I’m kinda tired of this life
I’m kinda tired of this church
I’m kinda tired of this facade
And of misplacing value and worth.

Lately as I look around me, I find that I am guilty of something that I have always considered rather vein and shallow. I find myself putting on facades and masks so that others around me don’t see the real me. And I am not talking in the direction you might think. No. I am talking in the direction of my true self and true feelings being hidden from those others of my same beliefs.

I don’t put on a mask at work. I tell people at work who I really am and what I really believe. I find that easy, surprisingly. You wouldn’t think that it would be, perhaps I am truly getting old as I often tell my wife that I am, but I really have come to the place in life where I just tell people who I am and let them decide to like or not like me. I like to see if this “tolerance” thing that the world talks about from a soap box really works and if they truly believe it, because if they do… they will “tolerate” my viewpoint even if I don’t tolerate them. But that is another story.

Church is the different story. Lately, I feel that I must not act like my true self at church. I can’t explain why. Nothing has happened recently to change my feelings.  It is just something that has happened gradually over these past few months.
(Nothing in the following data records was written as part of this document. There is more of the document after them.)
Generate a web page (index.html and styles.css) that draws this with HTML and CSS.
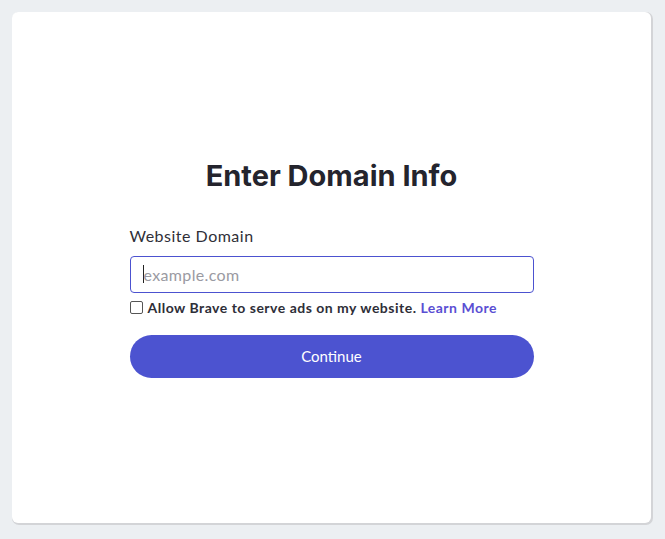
FILE: index.html
```html
<!DOCTYPE html>
<html>
<head>
<meta charset="utf-8">
<link rel="stylesheet" href="styles.css">
</head>
<body>
<div class="card">
  <div class="form">
    <h1 class="title">Enter Domain Info</h1>
    <label class="label" for="domain">Website Domain</label>
    <div class="input"><span class="caret"></span><span class="placeholder">example.com</span></div>
    <div class="check-row">
      <span class="checkbox"></span>
      <span class="check-text">Allow Brave to serve ads on my website. <a class="link">Learn More</a></span>
    </div>
    <button class="btn">Continue</button>
  </div>
</div>
</body>
</html>
```
FILE: styles.css
```css
html, body { margin: 0; padding: 0; }
body {
  background: #eceff2;
  width: 665px;
  height: 539px;
  overflow: hidden;
  font-family: "Lato", "Noto Sans", sans-serif;
}
.card {
  margin: 12px 0 0 12px;
  width: 639px;
  height: 511px;
  background: #fff;
  border-radius: 6px;
  box-shadow: 1px 1px 0 1px #d3d4d7;
  display: flex;
  align-items: center;
  justify-content: center;
}
.form {
  width: 404px;
  display: flex;
  flex-direction: column;
  margin-top: 0;
}
.title {
  margin: 0 0 32px 0;
  text-align: center;
  font-family: "Inter", "Open Sans", sans-serif;
  font-weight: 700;
  font-size: 29px;
  letter-spacing: 0;
  color: #24242d;
  line-height: 36px;
}
.label {
  font-size: 16px;
  letter-spacing: 0.5px;
  color: #2f2f38;
  line-height: 20px;
  margin-bottom: 10px;
}
.input {
  height: 35px;
  border: 1px solid #4c52d0;
  border-radius: 4px;
  display: flex;
  align-items: center;
  padding-left: 12px;
}
.caret {
  width: 1px;
  height: 18px;
  background: #222;
}
.placeholder {
  font-size: 16px;
  letter-spacing: 0.35px;
  color: #9a9aa2;
}
.check-row {
  display: flex;
  align-items: center;
  margin-top: 7px;
  height: 16px;
}
.checkbox {
  width: 11px;
  height: 11px;
  border: 1px solid #555;
  border-radius: 2px;
  margin-right: 5px;
}
.check-text {
  font-size: 14px;
  font-weight: 700;
  letter-spacing: 0.5px;
  color: #2e2e38;
}
.link {
  color: #5a4ed3;
}
.btn {
  margin-top: 19px;
  height: 43px;
  border: none;
  border-radius: 22px;
  background: #4c53d0;
  color: #fff;
  font-family: "Lato", "Noto Sans", sans-serif;
  font-size: 15px;
  padding: 0;
}
```
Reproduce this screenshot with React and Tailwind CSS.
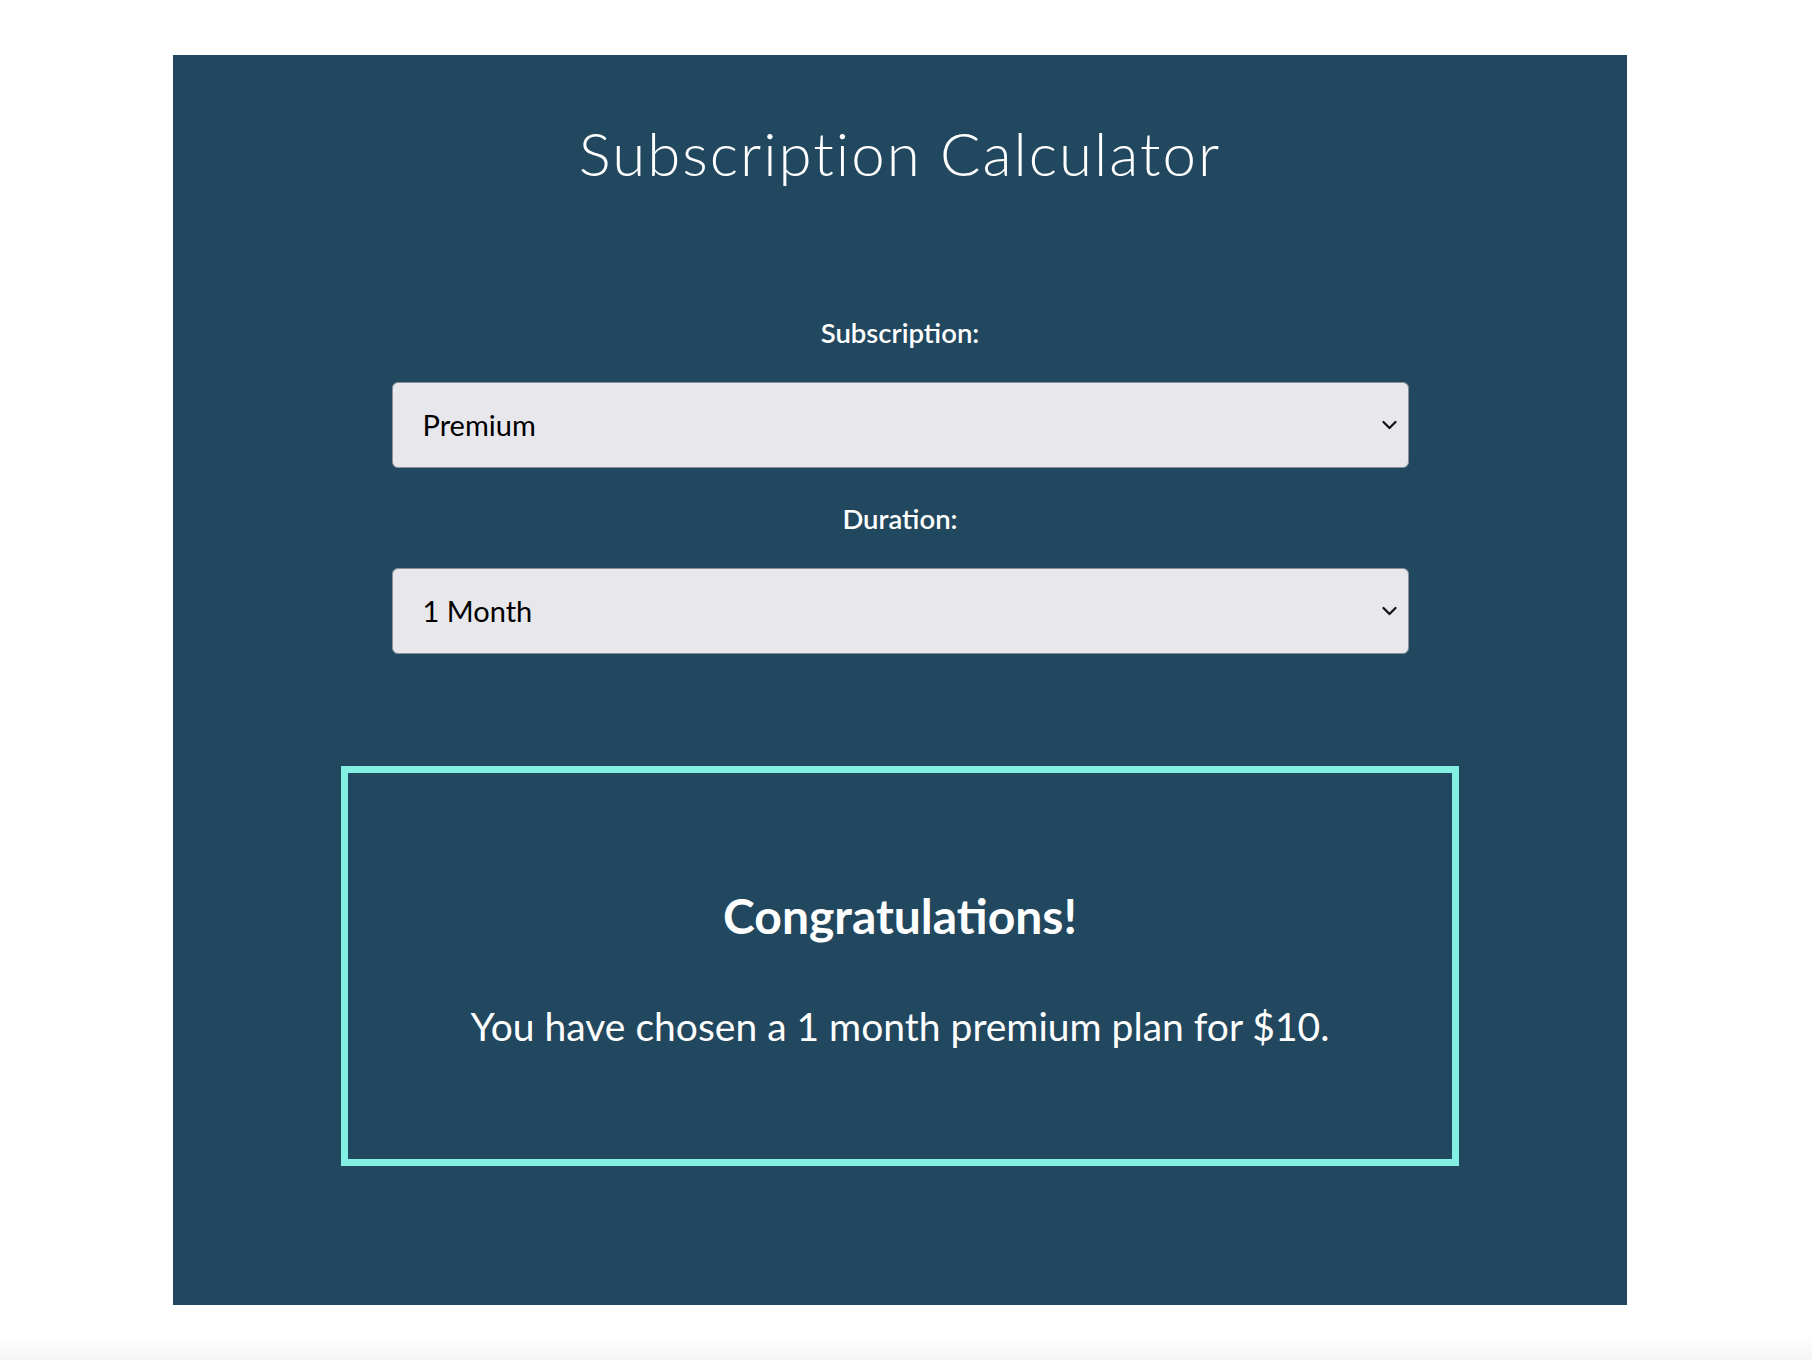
import { useState } from 'react';

const PRICES = { basic: 5, premium: 10 };

const Chevron = () => (
  <svg
    className="pointer-events-none absolute right-[12px] top-1/2 -translate-y-1/2"
    width="15"
    height="10"
    viewBox="0 0 15 10"
    fill="none"
  >
    <path d="M1.5 2 L7.5 8 L13.5 2" stroke="#111" strokeWidth="2.2" strokeLinecap="round" strokeLinejoin="round" />
  </svg>
);

const Field = ({ label, value, onChange, options }) => (
  <div className="flex flex-col items-center">
    <label className="text-[27.5px] leading-[32px] font-semibold text-white">{label}</label>
    <div className="relative mt-[33px] w-[1017px]">
      <select
        value={value}
        onChange={(e) => onChange(e.target.value)}
        className="h-[86px] w-full appearance-none rounded-[6px] border border-[#8a8f99] bg-[#e8e7ec] pl-[30px] text-[29px] text-black outline-none"
      >
        {options.map((opt) => (
          <option key={opt.value} value={opt.value}>
            {opt.label}
          </option>
        ))}
      </select>
      <Chevron />
    </div>
  </div>
);

const App = () => {
  const [plan, setPlan] = useState('premium');
  const [months, setMonths] = useState('1');

  const total = PRICES[plan] * Number(months);
  const monthLabel = months === '1' ? '1 month' : `${months} months`;

  return (
    <div className="min-h-[1360px] bg-white font-['Lato','Open_Sans',sans-serif]">
      <div className="ml-[173px] mt-[55px] h-[1250px] w-[1454px] bg-[#22485f] pt-[63px]">
        <h1 className="text-center text-[60px] leading-[70px] font-light tracking-[2px] text-white">Subscription Calculator</h1>

        <div className="mt-[129px] flex flex-col gap-[35px]">
          <Field
            label="Subscription:"
            value={plan}
            onChange={setPlan}
            options={[
              { value: 'basic', label: 'Basic' },
              { value: 'premium', label: 'Premium' },
            ]}
          />
          <Field
            label="Duration:"
            value={months}
            onChange={setMonths}
            options={[
              { value: '1', label: '1 Month' },
              { value: '3', label: '3 Months' },
              { value: '6', label: '6 Months' },
              { value: '12', label: '12 Months' },
            ]}
          />
        </div>

        {/* result */}
        <div className="mx-auto mt-[112px] flex h-[400px] w-[1118px] flex-col items-center border-[7px] border-[#83efe0] pt-[114px]">
          <h2 className="text-[48px] leading-[58px] font-bold text-white">Congratulations!</h2>
          <p className="mt-[58px] text-[39px] leading-[46px] text-white">
            You have chosen a {monthLabel} {plan} plan for ${total}.
          </p>
        </div>
      </div>
      <div className="mt-[30px] h-[25px] bg-gradient-to-b from-white to-[#f6f6f6]" />
    </div>
  );
};

export default App;
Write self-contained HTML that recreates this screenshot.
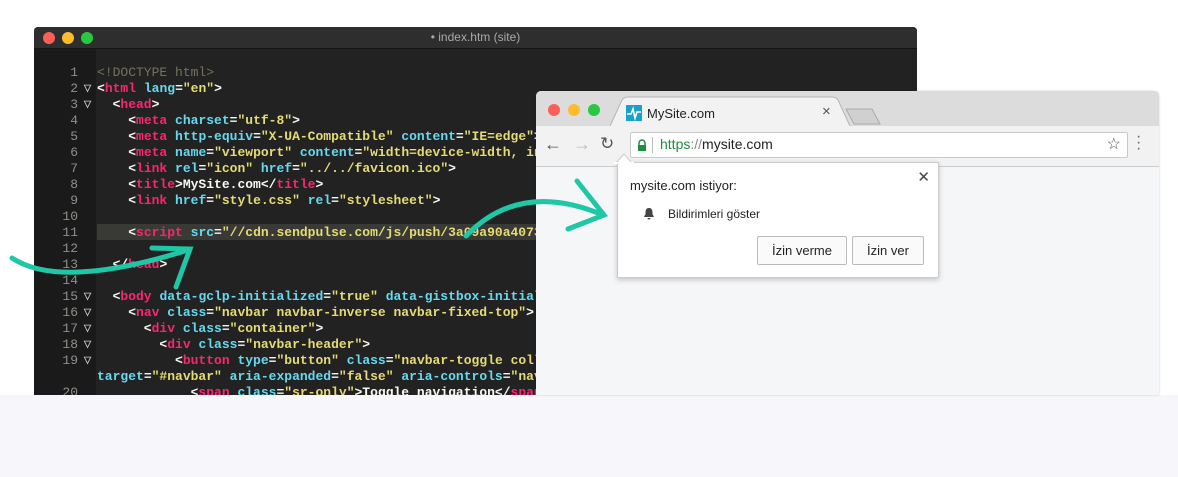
<!DOCTYPE html>
<html><head><meta charset="utf-8"><style>
body{margin:0;width:1178px;height:477px;background:#fff;position:relative;overflow:hidden;font-family:"Liberation Sans",sans-serif}
.band{position:absolute;left:0;top:395px;width:1178px;height:82px;background:#f6f6fb}
.ed{position:absolute;left:34px;top:27px;width:883px;height:368px;background:#222222;overflow:hidden;border-radius:4px 4px 0 0}
.edt{height:21px;background:#2e2e2e;border-bottom:1px solid #151515;color:#aaa;font-size:12px;text-align:center;line-height:21px}
.dot{position:absolute;top:5px;width:12px;height:12px;border-radius:50%}
.gut{position:absolute;left:0;top:22px;width:62px;bottom:0;background:#1a1a1a}
.code{position:absolute;left:0;top:38px;font-family:"Liberation Mono",monospace;font-size:13px;line-height:16px;color:#f8f8f2;white-space:pre;font-weight:bold}
.ln{display:inline-block;width:44px;text-align:right;color:#8f908a;font-weight:normal}
.tr{display:inline-block;width:19px;color:#ccc;font-weight:normal;text-align:center}
.t{color:#f92672}.a{color:#66d9ef}.s{color:#e6db74}.c{color:#75715e;font-weight:normal}
.hl{position:absolute;left:63px;top:197px;width:820px;height:16px;background:#393a35}
.br{position:absolute;left:536px;top:91px;width:623px;height:304px;background:#f5f6f8;border-radius:5px 5px 0 0;overflow:hidden;box-shadow:0 0 2px rgba(0,0,0,.2)}
.tabbar{height:35px;background:#dcdcdc;position:relative}
.tool{height:40px;background:#f2f2f2;border-bottom:1px solid #ccc;position:relative}
.pop{position:absolute;left:617px;top:162px;width:320px;height:114px;background:#fff;border:1px solid #ccc;box-shadow:0 2px 5px rgba(0,0,0,.2);font-size:13px;color:#222}
.btn{position:absolute;top:73px;height:27px;border:1px solid #bbb;border-radius:2px;background:#fafafa;line-height:27px;text-align:center;font-size:13px}
</style></head><body>
<div class="band"></div>
<div class="ed">
<div class="edt">• index.htm (site)</div>
<div class="dot" style="left:9px;background:#fc5f57"></div><div class="dot" style="left:28px;background:#fdbc2e"></div><div class="dot" style="left:47px;background:#28c840"></div>
<div class="gut"></div><div class="hl"></div>
<div class="code"><span class="ln">1</span><span class="tr"> </span><span class="c">&lt;!DOCTYPE html&gt;</span>
<span class="ln">2</span><span class="tr">▽</span>&lt;<span class="t">html</span> <span class="a">lang</span>=<span class="s">"en"</span>&gt;
<span class="ln">3</span><span class="tr">▽</span>  &lt;<span class="t">head</span>&gt;
<span class="ln">4</span><span class="tr"> </span>    &lt;<span class="t">meta</span> <span class="a">charset</span>=<span class="s">"utf-8"</span>&gt;
<span class="ln">5</span><span class="tr"> </span>    &lt;<span class="t">meta</span> <span class="a">http-equiv</span>=<span class="s">"X-UA-Compatible"</span> <span class="a">content</span>=<span class="s">"IE=edge"</span>&gt;
<span class="ln">6</span><span class="tr"> </span>    &lt;<span class="t">meta</span> <span class="a">name</span>=<span class="s">"viewport"</span> <span class="a">content</span>=<span class="s">"width=device-width, initial-scale=1"</span>&gt;
<span class="ln">7</span><span class="tr"> </span>    &lt;<span class="t">link</span> <span class="a">rel</span>=<span class="s">"icon"</span> <span class="a">href</span>=<span class="s">"../../favicon.ico"</span>&gt;
<span class="ln">8</span><span class="tr"> </span>    &lt;<span class="t">title</span>&gt;MySite.com&lt;/<span class="t">title</span>&gt;
<span class="ln">9</span><span class="tr"> </span>    &lt;<span class="t">link</span> <span class="a">href</span>=<span class="s">"style.css"</span> <span class="a">rel</span>=<span class="s">"stylesheet"</span>&gt;
<span class="ln">10</span><span class="tr"> </span>
<span class="ln">11</span><span class="tr"> </span>    &lt;<span class="t">script</span> <span class="a">src</span>=<span class="s">"//cdn.sendpulse.com/js/push/3a09a90a4073c1f2"</span>&gt;
<span class="ln">12</span><span class="tr"> </span>
<span class="ln">13</span><span class="tr"> </span>  &lt;/<span class="t">head</span>&gt;
<span class="ln">14</span><span class="tr"> </span>
<span class="ln">15</span><span class="tr">▽</span>  &lt;<span class="t">body</span> <span class="a">data-gclp-initialized</span>=<span class="s">"true"</span> <span class="a">data-gistbox-initialized</span>=<span class="s">"true"</span>&gt;
<span class="ln">16</span><span class="tr">▽</span>    &lt;<span class="t">nav</span> <span class="a">class</span>=<span class="s">"navbar navbar-inverse navbar-fixed-top"</span>&gt;
<span class="ln">17</span><span class="tr">▽</span>      &lt;<span class="t">div</span> <span class="a">class</span>=<span class="s">"container"</span>&gt;
<span class="ln">18</span><span class="tr">▽</span>        &lt;<span class="t">div</span> <span class="a">class</span>=<span class="s">"navbar-header"</span>&gt;
<span class="ln">19</span><span class="tr">▽</span>          &lt;<span class="t">button</span> <span class="a">type</span>=<span class="s">"button"</span> <span class="a">class</span>=<span class="s">"navbar-toggle collapsed"</span>
<span class="ln"></span><span class="tr"> </span><span class="a">target</span>=<span class="s">"#navbar"</span> <span class="a">aria-expanded</span>=<span class="s">"false"</span> <span class="a">aria-controls</span>=<span class="s">"navbar"</span>&gt;
<span class="ln">20</span><span class="tr"> </span>            &lt;<span class="t">span</span> <span class="a">class</span>=<span class="s">"sr-only"</span>&gt;Toggle navigation&lt;/<span class="t">span</span>&gt;</div>
</div>
<div class="br">
<div class="tabbar">
<div class="dot" style="left:12px;top:13px;background:#fc5f57"></div><div class="dot" style="left:32px;top:13px;background:#fdbc2e"></div><div class="dot" style="left:52px;top:13px;background:#28c840"></div>
<svg style="position:absolute;left:74px;top:0" width="280" height="36"><path d="M0 35 L12 9 Q14 6 18 6 L222 6 Q226 6 228 9 L240 35" fill="#f2f2f2" stroke="#b5b5b5"/><path d="M236 18 L262 18 L270 33 L244 33 Z" fill="#d0d0d0" stroke="#aaa"/></svg>
<div style="position:absolute;left:90px;top:14px;width:16px;height:16px;background:#1aa0d0"><svg width="16" height="16"><path d="M1 9 L5 9 L7 4 L9 13 L11 7 L15 7" stroke="#fff" stroke-width="1.6" fill="none"/></svg></div>
<div style="position:absolute;left:111px;top:15px;font-size:13px;color:#222">MySite.com</div>
<div style="position:absolute;left:286px;top:12px;font-size:15px;color:#555">×</div>
</div>
<div class="tool">
<div style="position:absolute;left:8px;top:8px;font-size:18px;color:#555">←</div>
<div style="position:absolute;left:37px;top:8px;font-size:18px;color:#bbb">→</div>
<div style="position:absolute;left:64px;top:8px;font-size:17px;color:#555">↻</div>
<div style="position:absolute;left:94px;top:6px;width:496px;height:24px;background:#fff;border:1px solid #c9c9c9;border-radius:2px">
<svg style="position:absolute;left:6px;top:6px" width="10" height="12"><path d="M2 6 V4 a3 3 0 0 1 6 0 V6" stroke="#1e8e3e" stroke-width="1.5" fill="none"/><rect x="1" y="6" width="8" height="6" fill="#1e8e3e"/></svg>
<div style="position:absolute;left:21px;top:4px;width:1px;height:16px;background:#bbb"></div>
<div style="position:absolute;left:29px;top:3px;font-size:14px;color:#222"><span style="color:#1e8e3e">https</span><span style="color:#888">://</span>mysite.com</div>
<div style="position:absolute;right:6px;top:1px;font-size:16px;color:#555">☆</div>
</div>
<div style="position:absolute;left:600px;top:8px;font-size:16px;color:#666;line-height:6px">·<br>·<br>·</div>
</div>
</div>
<div class="pop">
<div style="position:absolute;left:12px;top:15px">mysite.com istiyor:</div>
<div style="position:absolute;right:8px;top:5px;font-size:15px;color:#444">✕</div>
<svg style="position:absolute;left:25px;top:44px" width="12" height="14"><path d="M6 1 C2.5 1 2.5 4 2.5 7 L1 10 H11 L9.5 7 C9.5 4 9.5 1 6 1 Z M4.5 11 a1.5 1.5 0 0 0 3 0" fill="#444"/></svg>
<div style="position:absolute;left:50px;top:44px;font-size:12px">Bildirimleri göster</div>
<div class="btn" style="left:139px;width:88px">İzin verme</div>
<div class="btn" style="left:234px;width:70px">İzin ver</div>
</div>
<svg style="position:absolute;left:0;top:0" width="1178" height="477"><g stroke="#1fc7a6" stroke-width="5" fill="none" stroke-linecap="round">
<path d="M12 258 Q60 290 188 250"/><path d="M152 248 L190 249 L176 287"/>
<path d="M466 236 Q520 180 603 215"/><path d="M577 181 L604 215 L568 229"/></g></svg>
<svg style="position:absolute;left:614px;top:152px" width="20" height="12"><path d="M2 11 L10 2 L18 11" fill="#fff" stroke="#ccc"/><rect x="0" y="10" width="20" height="3" fill="#fff"/></svg>
</body></html>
So once more I feel out of place and uncomfortable at church.  I’d much rather just have some friends over, eat dinner, drink a beer and read the bible together.  Maybe some sort of home group or something.  But one day at a time, I’ll just wait and see what God has planned.


Read the Comments

2303 Comment from chad Johnston October 29, 2007, 10:12 am

“I’d much rather just have some friends over, eat dinner, drink a beer and read the bible together.”

Me too….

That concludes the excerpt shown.